Introduction to World Mythology (1258)

Meets Expectations for Student Learning: 1,2,3,4,6,7

Elective              Semester                   Grades 10-12                       A Level or Honors

This introduction to world mythology course will examine the beliefs, cultural norms, and historical context behind various ancient myths and legends, emphasizing the ways in which these ancient myths and legends continue to give insight into human relationships, the human condition, the nature and perception of reality. As a survey course, students will analyze and explore the basic origins of Greek, Norse, Egyptian, and Celtic myths and legends, reinforcing an understanding of common and notable gods and goddesses, analyzing the purpose, function, and cross-cultural connections of mythology, as well as the various themes, narratives, and mythical elements that provide a lasting impact to the modern world. Open to grades 10-12, Honor or A level credit options.

Creative Writing (1213)

Meets Expectations for Student Learning: 1,2,3,4,6,7

Elective                  Semester                  Grades 10-12                        A Level or Honors

The purpose of this course is to expose students to various types of non-technical writing, such as poetry, drama, and short fictional and nonfictional narratives.
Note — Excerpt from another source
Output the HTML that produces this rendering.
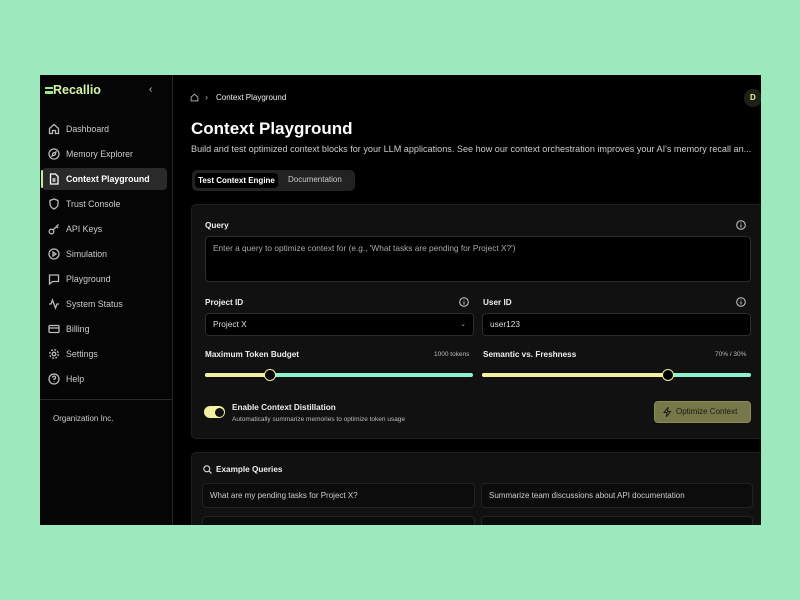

We will study famous pieces, and students will also practice their own creative writing skills through daily journal prompts, specific technique exercises, and writing workshops that walk them through pre-writing activities, drafting, editing, and feedback. Grades will be based on completion of imitation assignments, progress made between drafts, participation, and self-reflective pieces. The semester will culminate in a portfolio submission, which will include the full process of several major works as well as a reflection of the student’s writing experiences. Open to grades 10-12, Honor or A level credit options.